• **Problem description**:
Make an exact transcription of the material, leaving out all images.

##########

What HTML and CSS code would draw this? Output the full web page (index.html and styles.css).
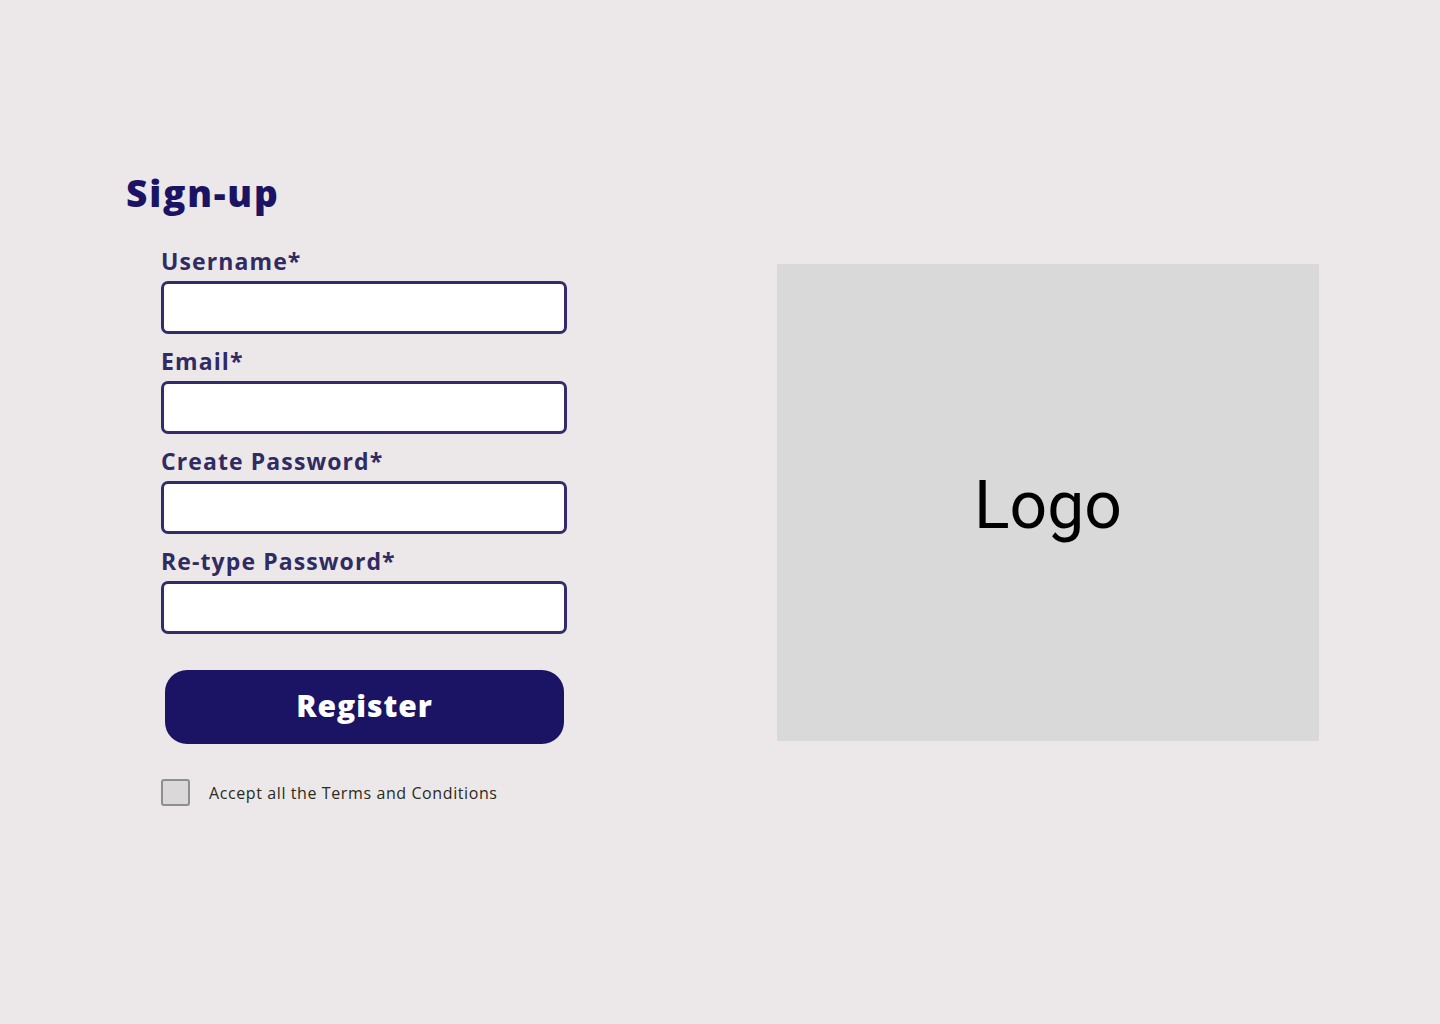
FILE: index.html
```html
<!DOCTYPE html>
<html lang="en">
<head>
<meta charset="utf-8">
<title>Sign-up</title>
<link rel="stylesheet" href="styles.css">
</head>
<body>
<main class="page">
  <section class="form-col">
    <h1 class="title">Sign-up</h1>
    <form class="form">
      <div class="field">
        <label class="label" for="u">Username*</label>
        <input class="input" id="u" type="text">
      </div>
      <div class="field">
        <label class="label" for="e">Email*</label>
        <input class="input" id="e" type="email">
      </div>
      <div class="field">
        <label class="label" for="p1">Create Password*</label>
        <input class="input" id="p1" type="password">
      </div>
      <div class="field">
        <label class="label" for="p2">Re-type Password*</label>
        <input class="input" id="p2" type="password">
      </div>
      <button class="register" type="button">Register</button>
      <label class="terms">
        <span class="check"></span>
        <span class="terms-text">Accept all the Terms and Conditions</span>
      </label>
    </form>
  </section>
  <aside class="logo-box">
    <span class="logo-text">Logo</span>
  </aside>
</main>
</body>
</html>
```
FILE: styles.css
```css
* { box-sizing: border-box; }
html, body { margin: 0; padding: 0; }
body {
  background: #ece8e9;
  width: 1440px;
  height: 1024px;
  font-family: "Open Sans", "Noto Sans", sans-serif;
}
.page {
  display: flex;
  align-items: flex-start;
  padding: 169px 0 0 126px;
}
.form-col { width: 441px; }
.title {
  margin: 0;
  font-size: 37px;
  line-height: 48px;
  font-weight: 800;
  color: #1b1464;
  letter-spacing: 1.8px;
}
.form {
  margin: 30px 0 0 35px;
  display: flex;
  flex-direction: column;
}
.field {
  display: flex;
  flex-direction: column;
  margin-bottom: 13px;
}
.label {
  font-size: 23px;
  line-height: 28px;
  font-weight: 700;
  color: #302b63;
  margin-bottom: 6px;
  letter-spacing: 1.1px;
}
.input {
  width: 406px;
  height: 53px;
  border: 3px solid #332c6b;
  border-radius: 7px;
  background: #ffffff;
  margin: 0;
  outline: none;
}
.register {
  margin: 23px 0 0 4px;
  width: 399px;
  height: 74px;
  border: none;
  border-radius: 22px;
  background: #1b1464;
  color: #ffffff;
  font-family: inherit;
  font-size: 30px;
  font-weight: 800;
  letter-spacing: 1px;
  padding: 0 0 4px;
}
.terms {
  display: flex;
  align-items: center;
  margin-top: 35px;
}
.check {
  width: 29px;
  height: 27px;
  background: #d9d9d9;
  border: 2px solid #8f8f8f;
  border-radius: 3px;
}
.terms-text {
  margin-left: 19px;
  font-size: 16px;
  color: #2b2a1c;
  letter-spacing: 0.6px;
}
.logo-box {
  margin: 95px 0 0 210px;
  width: 542px;
  height: 477px;
  background: #d9d9d9;
  display: flex;
  align-items: center;
  justify-content: center;
}
.logo-text {
  font-family: Roboto, sans-serif;
  font-size: 66px;
  color: #000000;
  margin-top: 6px;
}
```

##########

• **Right answer**:
What HTML and CSS code would draw this? Output the full web page (index.html and styles.css).
FILE: index.html
```html
<!DOCTYPE html>
<html lang="en">
<head>
<meta charset="utf-8">
<title>Sign-up</title>
<link rel="stylesheet" href="styles.css">
</head>
<body>
<main class="page">
  <section class="form-col">
    <h1 class="title">Sign-up</h1>
    <form class="form">
      <div class="field">
        <label class="label" for="u">Username*</label>
        <input class="input" id="u" type="text">
      </div>
      <div class="field">
        <label class="label" for="e">Email*</label>
        <input class="input" id="e" type="email">
      </div>
      <div class="field">
        <label class="label" for="p1">Create Password*</label>
        <input class="input" id="p1" type="password">
      </div>
      <div class="field">
        <label class="label" for="p2">Re-type Password*</label>
        <input class="input" id="p2" type="password">
      </div>
      <button class="register" type="button">Register</button>
      <label class="terms">
        <span class="check"></span>
        <span class="terms-text">Accept all the Terms and Conditions</span>
      </label>
    </form>
  </section>
  <aside class="logo-box">
    <span class="logo-text">Logo</span>
  </aside>
</main>
</body>
</html>
```
FILE: styles.css
```css
* { box-sizing: border-box; }
html, body { margin: 0; padding: 0; }
body {
  background: #ece8e9;
  width: 1440px;
  height: 1024px;
  font-family: "Open Sans", "Noto Sans", sans-serif;
}
.page {
  display: flex;
  align-items: flex-start;
  padding: 169px 0 0 126px;
}
.form-col { width: 441px; }
.title {
  margin: 0;
  font-size: 37px;
  line-height: 48px;
  font-weight: 800;
  color: #1b1464;
  letter-spacing: 1.8px;
}
.form {
  margin: 30px 0 0 35px;
  display: flex;
  flex-direction: column;
}
.field {
  display: flex;
  flex-direction: column;
  margin-bottom: 13px;
}
.label {
  font-size: 23px;
  line-height: 28px;
  font-weight: 700;
  color: #302b63;
  margin-bottom: 6px;
  letter-spacing: 1.1px;
}
.input {
  width: 406px;
  height: 53px;
  border: 3px solid #332c6b;
  border-radius: 7px;
  background: #ffffff;
  margin: 0;
  outline: none;
}
.register {
  margin: 23px 0 0 4px;
  width: 399px;
  height: 74px;
  border: none;
  border-radius: 22px;
  background: #1b1464;
  color: #ffffff;
  font-family: inherit;
  font-size: 30px;
  font-weight: 800;
  letter-spacing: 1px;
  padding: 0 0 4px;
}
.terms {
  display: flex;
  align-items: center;
  margin-top: 35px;
}
.check {
  width: 29px;
  height: 27px;
  background: #d9d9d9;
  border: 2px solid #8f8f8f;
  border-radius: 3px;
}
.terms-text {
  margin-left: 19px;
  font-size: 16px;
  color: #2b2a1c;
  letter-spacing: 0.6px;
}
.logo-box {
  margin: 95px 0 0 210px;
  width: 542px;
  height: 477px;
  background: #d9d9d9;
  display: flex;
  align-items: center;
  justify-content: center;
}
.logo-text {
  font-family: Roboto, sans-serif;
  font-size: 66px;
  color: #000000;
  margin-top: 6px;
}
```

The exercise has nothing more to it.